The degree 10 polynomial has a cost of zero! This makes sense if we take a closer look at the plot; the degree ten polynomial manages to pass through the precise location of each point in the data.

However, you should feel hesitant to use the degree 10 polynomial to predict ice cream ratings. Intuitively, the degree 10 polynomial seems to fit our specific set of data too closely. If we take another set of data and plot them on the scatter plot above, we can expect that they fall close to our original set of data. When we do this, however, the degree 10 polynomial suddenly seems like a poor fit while the degree 2 polynomial still looks reasonable.

# HIDDEN
# sns.lmplot(x='sweetness', y='overall', data=ice, fit_reg=False)
np.random.seed(1)
x_devs = np.random.normal(scale=0.4, size=len(ice))
y_devs = np.random.normal(scale=0.4, size=len(ice))

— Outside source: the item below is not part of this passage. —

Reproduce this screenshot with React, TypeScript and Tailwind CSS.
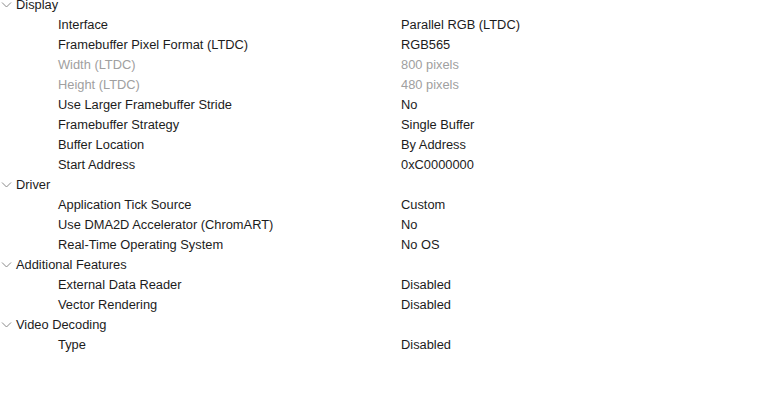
import React from 'react';

type Prop = { label: string; value: string; disabled?: boolean };
type Group = { title: string; props: Prop[] };

const groups: Group[] = [
  {
    title: 'Display',
    props: [
      { label: 'Interface', value: 'Parallel RGB (LTDC)' },
      { label: 'Framebuffer Pixel Format (LTDC)', value: 'RGB565' },
      { label: 'Width (LTDC)', value: '800 pixels', disabled: true },
      { label: 'Height (LTDC)', value: '480 pixels', disabled: true },
      { label: 'Use Larger Framebuffer Stride', value: 'No' },
      { label: 'Framebuffer Strategy', value: 'Single Buffer' },
      { label: 'Buffer Location', value: 'By Address' },
      { label: 'Start Address', value: '0xC0000000' },
    ],
  },
  {
    title: 'Driver',
    props: [
      { label: 'Application Tick Source', value: 'Custom' },
      { label: 'Use DMA2D Accelerator (ChromART)', value: 'No' },
      { label: 'Real-Time Operating System', value: 'No OS' },
    ],
  },
  {
    title: 'Additional Features',
    props: [
      { label: 'External Data Reader', value: 'Disabled' },
      { label: 'Vector Rendering', value: 'Disabled' },
    ],
  },
  {
    title: 'Video Decoding',
    props: [{ label: 'Type', value: 'Disabled' }],
  },
];

const Chevron = () => (
  <svg width="11" height="8" viewBox="0 0 11 8" className="shrink-0">
    <path d="M1 1.5 L5.5 6 L10 1.5" fill="none" stroke="#8a8a8a" strokeWidth="1" />
  </svg>
);

export default function App() {
  return (
    <div
      className="w-[784px] h-[419px] overflow-hidden bg-white text-[12.85px] text-[#1c1c1c]"
      style={{ fontFamily: '"Liberation Sans", Arial, sans-serif' }}
    >
      <div className="-mt-[5px]">
        {groups.map(g => (
          <div key={g.title}>
            <div className="h-5 flex items-center pl-[1px]">
              <Chevron />
              <span className="ml-[4px]">{g.title}</span>
            </div>
            {g.props.map(p => (
              <div
                key={p.label}
                className={`h-5 flex items-center ${p.disabled ? 'text-[#a0a0a0]' : ''}`}
              >
                <span className="w-[401px] pl-[58px] shrink-0">{p.label}</span>
                <span>{p.value}</span>
              </div>
            ))}
          </div>
        ))}
      </div>
    </div>
  );
}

plt.figure(figsize=(10, 5))

# Degree 10
plt.subplot(121)
ys = clf_ten.predict(trans_ten.transform(xs))
plt.plot(xs, ys)
plt.scatter(ice['sweetness'] + x_devs,
            ice['overall'] + y_devs,
            c='g')
plt.title('Degree 10 poly, second set of data')
plt.ylim(3, 7);

plt.subplot(122)
ys = clf.predict(transformer.transform(xs))
plt.plot(xs, ys)
plt.scatter(ice['sweetness'] + x_devs,
            ice['overall'] + y_devs,
            c='g')
plt.title('Degree 2 poly, second set of data')
plt.ylim(3, 7);

We can see that in this case, degree two polynomial features work better than both no transformation and degree ten polynomial features.

This raises the natural question: in general, how do we determine which degree polynomial to fit? Although we are tempted to use the cost on the training dataset to pick the best polynomial, we have seen that using this cost can pick a model that is too complex. Instead, we want to evaluate our model on data that is not used to fit parameters.

Summary

In this section, we introduce another feature engineering technique: adding polynomial features to the data in order to perform polynomial regression. Like one-hot encoding, adding polynomial features allows us to use our linear regression model effectively on more types of data.

We have also encountered a fundamental issue with feature engineering. Adding many features to the data gives the model a lower cost on its original set of data but often results in a less accurate model on new sets of data.